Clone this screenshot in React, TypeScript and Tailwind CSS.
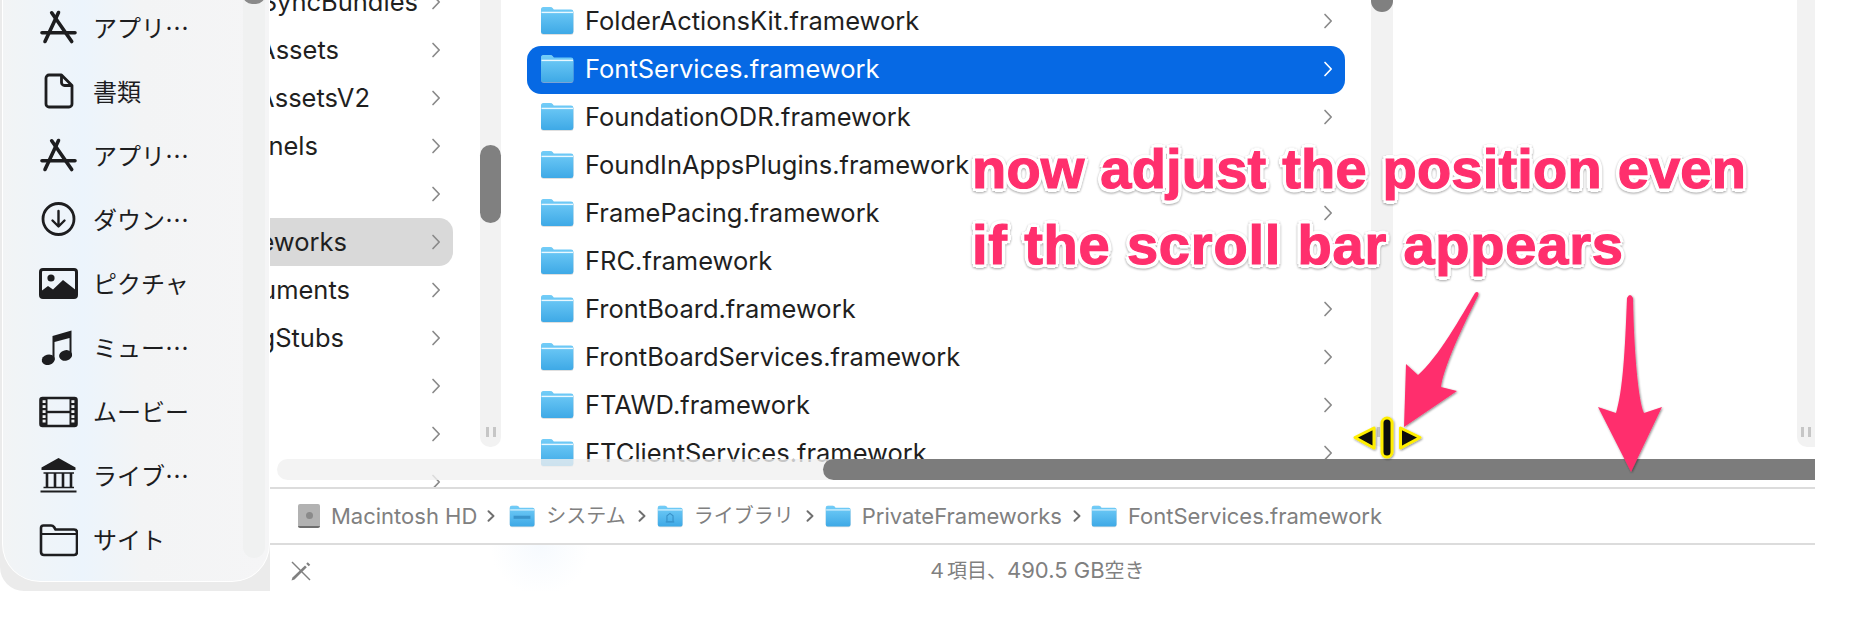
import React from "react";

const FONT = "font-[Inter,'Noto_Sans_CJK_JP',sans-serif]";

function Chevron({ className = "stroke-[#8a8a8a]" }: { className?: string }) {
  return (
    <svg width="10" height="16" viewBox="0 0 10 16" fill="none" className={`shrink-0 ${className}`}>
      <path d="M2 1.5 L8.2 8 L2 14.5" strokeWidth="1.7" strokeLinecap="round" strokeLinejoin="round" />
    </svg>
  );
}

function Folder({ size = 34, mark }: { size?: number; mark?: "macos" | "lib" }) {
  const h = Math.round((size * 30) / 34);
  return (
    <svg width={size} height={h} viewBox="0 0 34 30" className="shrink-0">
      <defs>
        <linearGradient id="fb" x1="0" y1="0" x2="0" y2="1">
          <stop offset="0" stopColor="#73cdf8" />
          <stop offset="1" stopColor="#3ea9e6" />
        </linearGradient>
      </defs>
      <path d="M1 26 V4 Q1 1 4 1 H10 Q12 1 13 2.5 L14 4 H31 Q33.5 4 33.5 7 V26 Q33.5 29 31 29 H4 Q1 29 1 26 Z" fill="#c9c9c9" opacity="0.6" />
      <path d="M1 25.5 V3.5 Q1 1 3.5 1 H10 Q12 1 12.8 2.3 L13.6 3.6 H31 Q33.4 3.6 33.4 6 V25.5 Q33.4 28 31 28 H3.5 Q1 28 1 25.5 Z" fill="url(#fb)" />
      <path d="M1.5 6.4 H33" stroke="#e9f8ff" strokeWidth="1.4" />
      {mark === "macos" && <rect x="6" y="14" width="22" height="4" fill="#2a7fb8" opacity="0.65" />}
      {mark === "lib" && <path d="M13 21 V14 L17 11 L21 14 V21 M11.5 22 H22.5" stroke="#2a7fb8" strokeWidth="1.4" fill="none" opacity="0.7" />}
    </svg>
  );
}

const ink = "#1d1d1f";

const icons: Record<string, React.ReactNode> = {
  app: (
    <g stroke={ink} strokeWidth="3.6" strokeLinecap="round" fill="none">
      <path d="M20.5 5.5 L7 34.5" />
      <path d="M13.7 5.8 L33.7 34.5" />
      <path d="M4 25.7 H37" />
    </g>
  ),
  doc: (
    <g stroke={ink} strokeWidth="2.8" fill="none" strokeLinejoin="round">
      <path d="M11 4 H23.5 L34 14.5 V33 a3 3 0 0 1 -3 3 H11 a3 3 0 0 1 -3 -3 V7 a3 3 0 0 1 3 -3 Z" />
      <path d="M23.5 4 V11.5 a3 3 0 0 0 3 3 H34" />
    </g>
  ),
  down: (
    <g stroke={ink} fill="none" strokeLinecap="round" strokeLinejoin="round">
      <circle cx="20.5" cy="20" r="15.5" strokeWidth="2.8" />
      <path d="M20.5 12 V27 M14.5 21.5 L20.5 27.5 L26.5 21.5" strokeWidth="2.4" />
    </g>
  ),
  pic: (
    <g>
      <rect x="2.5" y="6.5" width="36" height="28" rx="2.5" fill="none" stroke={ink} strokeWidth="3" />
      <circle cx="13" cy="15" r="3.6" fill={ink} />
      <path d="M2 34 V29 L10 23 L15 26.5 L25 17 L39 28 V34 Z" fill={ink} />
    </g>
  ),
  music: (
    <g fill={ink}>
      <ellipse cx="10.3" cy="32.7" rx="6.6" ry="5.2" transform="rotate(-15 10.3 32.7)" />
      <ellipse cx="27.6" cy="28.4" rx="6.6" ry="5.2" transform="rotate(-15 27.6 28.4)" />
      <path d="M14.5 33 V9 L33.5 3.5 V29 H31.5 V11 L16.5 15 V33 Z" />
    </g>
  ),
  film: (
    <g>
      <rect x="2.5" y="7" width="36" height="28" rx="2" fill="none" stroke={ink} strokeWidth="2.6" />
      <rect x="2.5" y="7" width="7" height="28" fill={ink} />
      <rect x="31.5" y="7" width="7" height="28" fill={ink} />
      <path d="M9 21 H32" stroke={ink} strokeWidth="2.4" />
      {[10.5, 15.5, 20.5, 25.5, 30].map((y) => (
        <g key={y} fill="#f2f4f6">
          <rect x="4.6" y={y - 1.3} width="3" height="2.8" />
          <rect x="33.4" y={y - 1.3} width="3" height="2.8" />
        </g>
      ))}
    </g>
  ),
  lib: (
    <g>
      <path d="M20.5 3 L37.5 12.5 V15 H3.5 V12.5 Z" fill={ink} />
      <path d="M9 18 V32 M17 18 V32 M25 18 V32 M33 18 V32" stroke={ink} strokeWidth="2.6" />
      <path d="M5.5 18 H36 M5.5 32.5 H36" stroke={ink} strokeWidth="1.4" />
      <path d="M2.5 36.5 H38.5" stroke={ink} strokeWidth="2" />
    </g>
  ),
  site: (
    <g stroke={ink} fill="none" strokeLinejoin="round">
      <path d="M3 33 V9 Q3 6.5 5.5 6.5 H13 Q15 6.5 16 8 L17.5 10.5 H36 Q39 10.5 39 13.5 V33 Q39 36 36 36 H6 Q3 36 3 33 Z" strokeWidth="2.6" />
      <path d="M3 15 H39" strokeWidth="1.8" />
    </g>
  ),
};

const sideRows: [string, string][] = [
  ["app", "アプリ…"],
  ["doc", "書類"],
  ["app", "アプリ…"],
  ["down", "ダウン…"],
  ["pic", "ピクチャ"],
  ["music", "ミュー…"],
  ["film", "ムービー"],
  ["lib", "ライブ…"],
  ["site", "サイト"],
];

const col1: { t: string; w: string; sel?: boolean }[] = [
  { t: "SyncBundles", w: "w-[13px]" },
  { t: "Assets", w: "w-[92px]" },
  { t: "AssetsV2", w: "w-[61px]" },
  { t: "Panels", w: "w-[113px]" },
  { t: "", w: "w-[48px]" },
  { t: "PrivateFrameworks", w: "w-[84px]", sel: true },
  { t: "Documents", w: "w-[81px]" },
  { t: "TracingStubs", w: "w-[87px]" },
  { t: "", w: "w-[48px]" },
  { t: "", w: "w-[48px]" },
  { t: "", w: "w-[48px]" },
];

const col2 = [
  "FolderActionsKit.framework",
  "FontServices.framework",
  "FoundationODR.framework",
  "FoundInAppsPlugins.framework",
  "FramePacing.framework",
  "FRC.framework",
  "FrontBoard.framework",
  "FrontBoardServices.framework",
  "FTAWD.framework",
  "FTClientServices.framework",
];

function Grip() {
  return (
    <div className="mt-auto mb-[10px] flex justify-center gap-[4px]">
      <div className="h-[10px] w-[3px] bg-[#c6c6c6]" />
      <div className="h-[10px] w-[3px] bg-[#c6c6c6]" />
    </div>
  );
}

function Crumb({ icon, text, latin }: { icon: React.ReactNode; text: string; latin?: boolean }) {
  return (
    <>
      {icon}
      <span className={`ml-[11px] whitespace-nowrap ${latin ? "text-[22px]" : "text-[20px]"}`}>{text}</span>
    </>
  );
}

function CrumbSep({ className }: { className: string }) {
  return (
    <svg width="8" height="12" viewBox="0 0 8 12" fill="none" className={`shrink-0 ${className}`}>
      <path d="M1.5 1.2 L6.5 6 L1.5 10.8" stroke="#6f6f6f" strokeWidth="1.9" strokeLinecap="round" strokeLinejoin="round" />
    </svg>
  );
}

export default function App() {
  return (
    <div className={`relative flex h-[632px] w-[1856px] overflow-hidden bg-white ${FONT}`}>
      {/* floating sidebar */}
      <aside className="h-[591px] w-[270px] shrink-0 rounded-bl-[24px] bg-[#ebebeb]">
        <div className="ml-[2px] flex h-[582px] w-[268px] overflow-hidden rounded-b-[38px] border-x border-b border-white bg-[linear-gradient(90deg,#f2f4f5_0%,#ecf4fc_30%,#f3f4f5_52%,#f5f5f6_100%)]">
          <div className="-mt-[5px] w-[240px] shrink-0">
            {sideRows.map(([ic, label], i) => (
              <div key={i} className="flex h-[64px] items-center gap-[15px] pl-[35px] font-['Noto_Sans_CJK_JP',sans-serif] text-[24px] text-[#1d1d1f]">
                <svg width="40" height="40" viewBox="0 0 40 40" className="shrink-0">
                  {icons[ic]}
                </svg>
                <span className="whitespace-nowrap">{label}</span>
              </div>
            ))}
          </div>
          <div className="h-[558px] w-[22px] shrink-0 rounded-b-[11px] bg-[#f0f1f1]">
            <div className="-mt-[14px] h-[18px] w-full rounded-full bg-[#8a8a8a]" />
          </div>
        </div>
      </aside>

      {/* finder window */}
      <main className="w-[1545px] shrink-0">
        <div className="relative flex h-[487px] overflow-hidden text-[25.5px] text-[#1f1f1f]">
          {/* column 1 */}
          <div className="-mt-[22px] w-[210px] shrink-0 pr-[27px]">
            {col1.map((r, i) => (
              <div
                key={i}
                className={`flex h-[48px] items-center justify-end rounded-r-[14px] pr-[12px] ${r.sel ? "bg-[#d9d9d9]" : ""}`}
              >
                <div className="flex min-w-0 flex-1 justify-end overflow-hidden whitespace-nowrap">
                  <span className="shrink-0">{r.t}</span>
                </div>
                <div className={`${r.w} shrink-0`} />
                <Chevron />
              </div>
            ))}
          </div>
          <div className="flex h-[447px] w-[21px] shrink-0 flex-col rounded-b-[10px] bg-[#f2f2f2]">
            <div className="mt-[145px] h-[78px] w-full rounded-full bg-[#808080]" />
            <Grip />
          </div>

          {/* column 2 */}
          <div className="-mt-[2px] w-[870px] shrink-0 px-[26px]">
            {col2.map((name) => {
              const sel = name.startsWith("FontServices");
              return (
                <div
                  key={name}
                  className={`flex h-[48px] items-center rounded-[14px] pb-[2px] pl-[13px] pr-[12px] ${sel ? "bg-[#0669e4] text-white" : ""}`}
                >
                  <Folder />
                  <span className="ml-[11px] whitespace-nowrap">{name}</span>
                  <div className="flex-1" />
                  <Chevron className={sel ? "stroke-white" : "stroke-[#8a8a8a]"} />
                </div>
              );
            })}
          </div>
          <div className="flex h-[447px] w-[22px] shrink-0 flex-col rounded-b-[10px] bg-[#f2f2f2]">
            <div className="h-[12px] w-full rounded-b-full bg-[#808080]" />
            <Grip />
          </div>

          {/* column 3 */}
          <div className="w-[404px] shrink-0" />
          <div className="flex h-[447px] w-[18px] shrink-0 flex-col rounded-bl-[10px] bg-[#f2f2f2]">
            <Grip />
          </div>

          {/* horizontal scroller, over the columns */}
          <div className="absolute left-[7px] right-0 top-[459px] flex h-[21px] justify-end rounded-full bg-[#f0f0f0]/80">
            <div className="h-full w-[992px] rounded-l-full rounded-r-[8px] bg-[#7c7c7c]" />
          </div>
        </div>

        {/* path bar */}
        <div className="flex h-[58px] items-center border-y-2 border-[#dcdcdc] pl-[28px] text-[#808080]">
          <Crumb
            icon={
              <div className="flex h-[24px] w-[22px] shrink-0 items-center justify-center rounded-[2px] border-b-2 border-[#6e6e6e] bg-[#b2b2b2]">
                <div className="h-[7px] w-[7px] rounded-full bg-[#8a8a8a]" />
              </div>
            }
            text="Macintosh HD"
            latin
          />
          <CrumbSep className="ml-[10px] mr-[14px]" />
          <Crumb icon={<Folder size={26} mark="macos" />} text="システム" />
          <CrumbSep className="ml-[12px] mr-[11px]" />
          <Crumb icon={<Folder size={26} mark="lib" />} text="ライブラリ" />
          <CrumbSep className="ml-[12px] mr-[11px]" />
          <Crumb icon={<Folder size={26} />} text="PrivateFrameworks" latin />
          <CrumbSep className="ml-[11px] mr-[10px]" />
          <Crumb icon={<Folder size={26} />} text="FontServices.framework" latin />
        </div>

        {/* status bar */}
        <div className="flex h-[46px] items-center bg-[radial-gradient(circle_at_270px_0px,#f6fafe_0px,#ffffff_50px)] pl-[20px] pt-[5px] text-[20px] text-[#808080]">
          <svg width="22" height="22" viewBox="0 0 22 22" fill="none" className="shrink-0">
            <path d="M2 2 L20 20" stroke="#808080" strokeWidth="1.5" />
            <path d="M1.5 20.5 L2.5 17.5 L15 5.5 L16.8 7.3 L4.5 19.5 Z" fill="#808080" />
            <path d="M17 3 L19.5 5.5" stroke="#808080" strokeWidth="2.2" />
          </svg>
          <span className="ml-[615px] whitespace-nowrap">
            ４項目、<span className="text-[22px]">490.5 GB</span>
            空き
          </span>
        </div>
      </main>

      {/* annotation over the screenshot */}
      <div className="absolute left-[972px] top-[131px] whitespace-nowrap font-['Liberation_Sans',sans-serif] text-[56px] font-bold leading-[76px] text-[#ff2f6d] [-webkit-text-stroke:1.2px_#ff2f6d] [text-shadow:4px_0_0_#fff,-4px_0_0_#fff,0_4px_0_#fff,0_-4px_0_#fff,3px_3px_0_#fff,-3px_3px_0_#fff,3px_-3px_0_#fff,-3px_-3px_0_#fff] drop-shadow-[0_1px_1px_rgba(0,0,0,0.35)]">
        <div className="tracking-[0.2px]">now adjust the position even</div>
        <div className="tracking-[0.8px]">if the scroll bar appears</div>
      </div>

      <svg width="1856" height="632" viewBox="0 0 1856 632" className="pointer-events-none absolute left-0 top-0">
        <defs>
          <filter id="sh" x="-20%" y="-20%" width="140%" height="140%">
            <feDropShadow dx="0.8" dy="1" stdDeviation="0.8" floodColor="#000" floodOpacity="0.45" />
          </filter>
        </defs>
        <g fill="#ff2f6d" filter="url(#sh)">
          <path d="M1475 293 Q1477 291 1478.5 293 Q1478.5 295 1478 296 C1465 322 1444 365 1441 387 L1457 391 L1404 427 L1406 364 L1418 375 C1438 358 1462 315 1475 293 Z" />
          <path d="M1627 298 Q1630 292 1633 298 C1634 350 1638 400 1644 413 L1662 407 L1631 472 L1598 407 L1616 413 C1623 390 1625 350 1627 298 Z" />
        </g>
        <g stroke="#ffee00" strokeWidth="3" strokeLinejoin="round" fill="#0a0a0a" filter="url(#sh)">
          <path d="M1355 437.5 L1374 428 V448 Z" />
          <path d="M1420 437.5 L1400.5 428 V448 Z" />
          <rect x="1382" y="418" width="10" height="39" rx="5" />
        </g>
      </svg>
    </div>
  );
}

........

> [TASK TO CARRY OUT] Extract lines where the string "screenshot" occurs.

> [SOLUTION TO THIS TASK]
Clone this screenshot in React, TypeScript and Tailwind CSS.
      {/* annotation over the screenshot */}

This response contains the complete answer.